Wherever the workers won, the victory was due to their own strength and their own militancy. Wherever they lost, they could thank the “friends ot labor” upon whom they relied. The “Little Steel” strike was broken in 1937 by Democratic governors elected by CIO votes in Pennsylvania, Ohio and Illinois. When Roosevelt was asked to speak out against the use of the National Guard, he belted the steelworkers in the face with his infamous declaration: “A plague on both your houses.”

Despite these sharp lessons, Murray, Hillman and the Stalinists continued to hold the halo over Roosevelt’s head. Naturally, a labor party would be premature as long as a saint sat in the President’s chair. The facts, however, are different. Although with diminishing enthusiasm the workers continued to follow Roosevelt until his death, they had meanwhile turned their backs on the Democratic Party. Not all the artful demagogy of Roosevelt could make the party of the Wall Street gang, the big city bosses, and the polltax Congressmen attractive again for the organized workers.
 

“Non-Partisan League”

To elect Roosevelt, the trade union leaders were compelled to organize the workers into a separate political body: Labor’s Non-Partisan League in 1936 and the Political Action Committee of the CIO thereafter. In form both of these organizations were labor parties: they were relegated bodies representing the various CIO unions and membership organizations consisting of workers and their families. But in aim and program they were not labor parties at all.
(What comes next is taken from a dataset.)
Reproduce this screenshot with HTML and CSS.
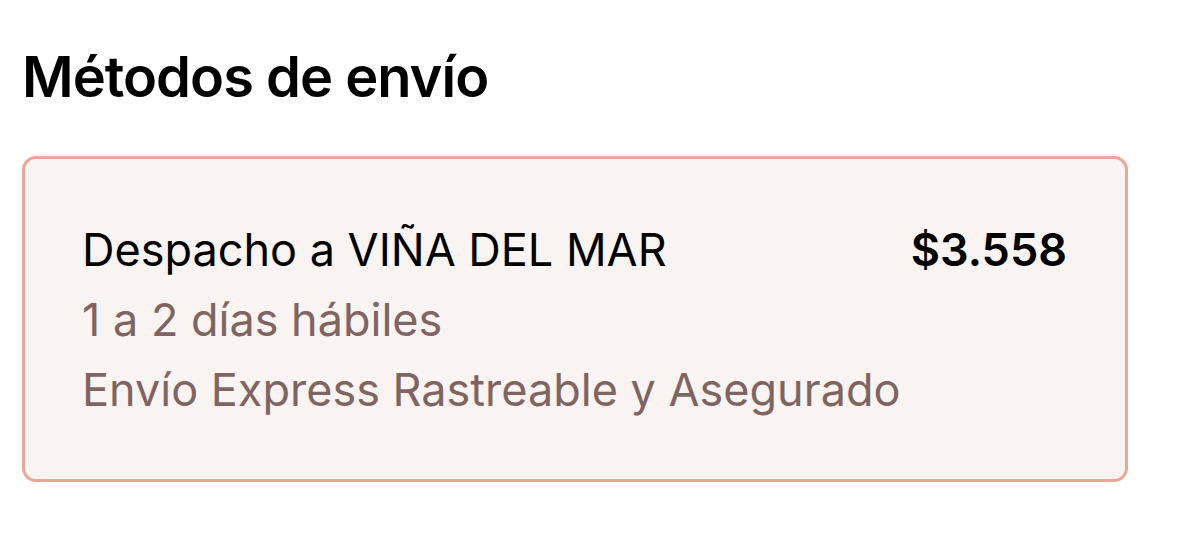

Although LNPL and PAC drafted their own programs they had no means of demanding action since the Democratic politicians, guaranteed support in advance, felt free to act as they pleased – rather as Wall Street pleased. The best LNPL and PAC could hope for was a few crumbs. A few crumbs for the millions of votes that decided every major election since 1936! Not only was the time ripe for a labor party but without organizing the workers independently; without bartering the combined millions of union votes, without betraying the deepest aspirations and interests, the Democratic administrations in Washington for the past 10 years would have been impossible.

The crowning argument of those who keep postponing the labor party to some time that never comes is the theory of the “lesser evil.” It is true, the more honest admit, that Roosevelt was becoming less friendly to labor all the time. But what was the alternative? If the trade unions ran their own candidates they would split the Democratic vote and a Republican like Landon, Willkie or Dewey would be elected. And to make the bogeyman even more terrifying they never fail to recall the odious memory of Herbert Hoover.
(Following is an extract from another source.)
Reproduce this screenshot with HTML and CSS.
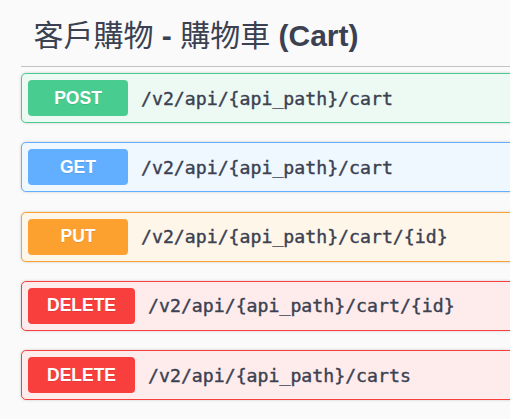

But one little fact punctures this argument completely: there were less than three million organized workers during Hoover’s administration. He could slug the workers’ movement without fear of counter-action or reprisal. Today any president must count with the largest, the most conscious and the most powerful trade union organization in history. There is no way, short of establishing an outright dictatorship that would permit even the most reactionary President to ignore this formidable, organized power.
 

What Counts Is Power

Now suppose for a moment that to the organized economic power of the trade unions there is joined the organized political power of the labor party; suppose that the labor party in its first presidential election polls only one-third of the popular vote – 12,000,000; suppose that the labor party wins one-third of the seats in the Senate and the House of Representatives and an equal number in the state legislatures. (This is not at all far-fetched; if anything it is an understatement of the electoral power of the union members, their families, friends and supporters they will receive from all the nation’s poor.) Can anyone conceive of a Republican President and a Republican House acting in the style prescribed by Hoover under such conditions?
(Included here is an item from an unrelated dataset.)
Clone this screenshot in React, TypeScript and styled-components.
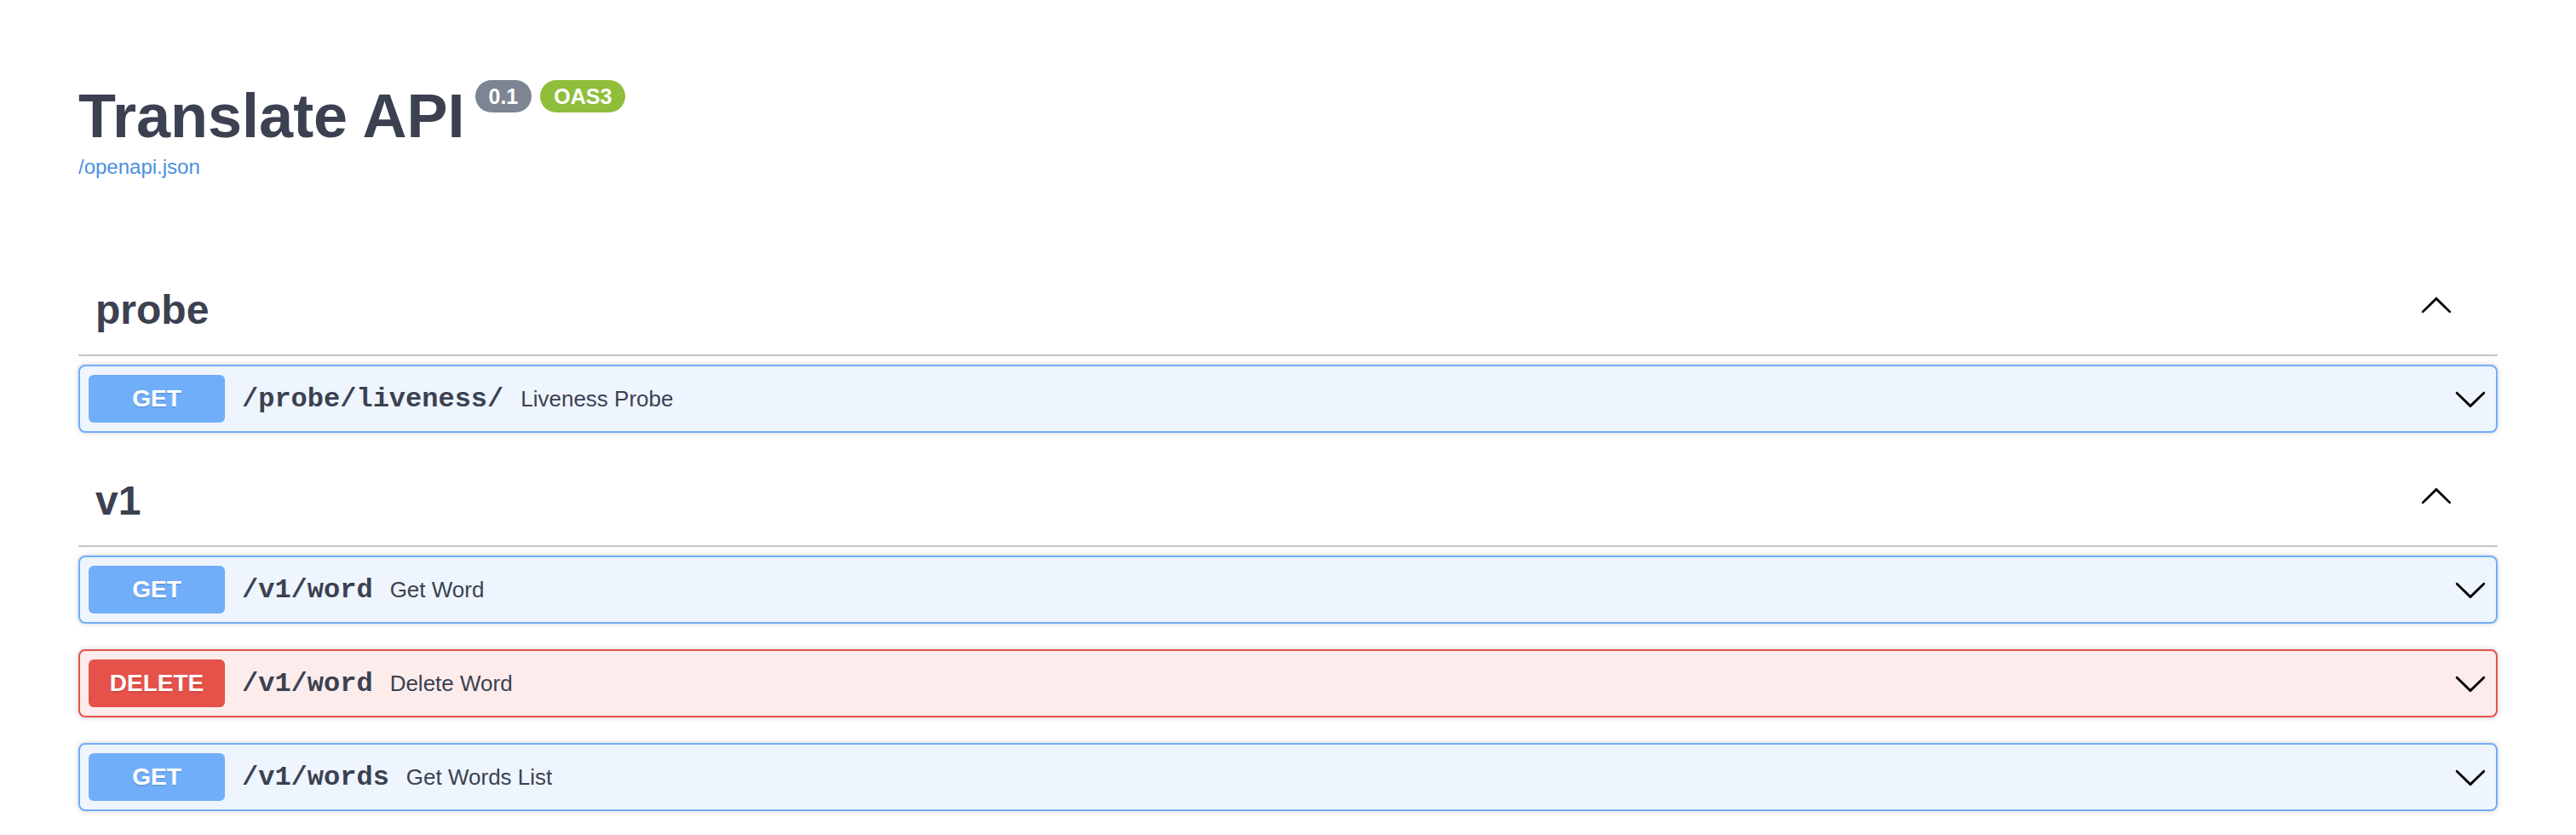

Henry Ford was a friend of Hitler and he acted like Hitler to the auto workers until they shut down River Rouge and made him sign a union contract. What counts in politics as it does in union business is NOT promises, gratitude or good will – what counts is power. Weakness permits “progressives” to act like reactionaries. Strength makes reactionaries pause many times before they yield to their natural impulses.

When indeed will the time be ripe for the formation of a labor party? This question the slippery-tongued gentlemen always evade. We need not wait any longer for their evasions and ambiguities, for their procrastination and delays. We have seen how they postponed, blocked and sabotaged the labor party through the depression, then through the days of the great rise of the CIO, then through the war, and now in the midst of the gigantic postwar struggles they are still not ready.

But the enemy is not waiting. Acting through its lackeys in Washington, the fist of Wall Street is crashing down on the working population: the FEPC is slaughtered; the open sky is fast becoming the ceiling on prices; fact-finding boards cut the wage demands of striking workers; plants, mines, railroads, entire industries are seized by the government to force the workers into unequal battle with the state instead of individual employers; now Truman is preparing to go into the strikebreaking business in a big way by using the army, navy and coast guard to smash the projected maritime strike; meanwhile Truman and Congress are vying with each other to see who can place the worst labor-crippling laws into the statute-books.

Shall we wait, politically paralyzed, politically disarmed, politically impotent until organized labor is bound and gagged? Shall we wait until the unions are beaten, defeated and cut to pieces, robbed of their treasuries, persecuted by capitalist courts and capitalist laws, tied hand and foot by arbitration, crushed by armed forces? Shall we wait until Wall Street brings down the iron heel of military dictatorship?

The time for waiting is over. The time for action is now. The Labor Party must be organized immediately. The unions stand at the peak of their strength. They represent a formidable power. The workers have emerged from every strike undefeated – every strike but the railroad strike. And there the setback has tom the blinkers off the eyes of the entire working class population. It is alert, militant and eager to repel the attack of labor’s enemies.

Great victories are possible – on one condition: the knot must be untied that binds the political arm of labor. The independent political party of the working class and the poor farmers – the labor party – must be built now!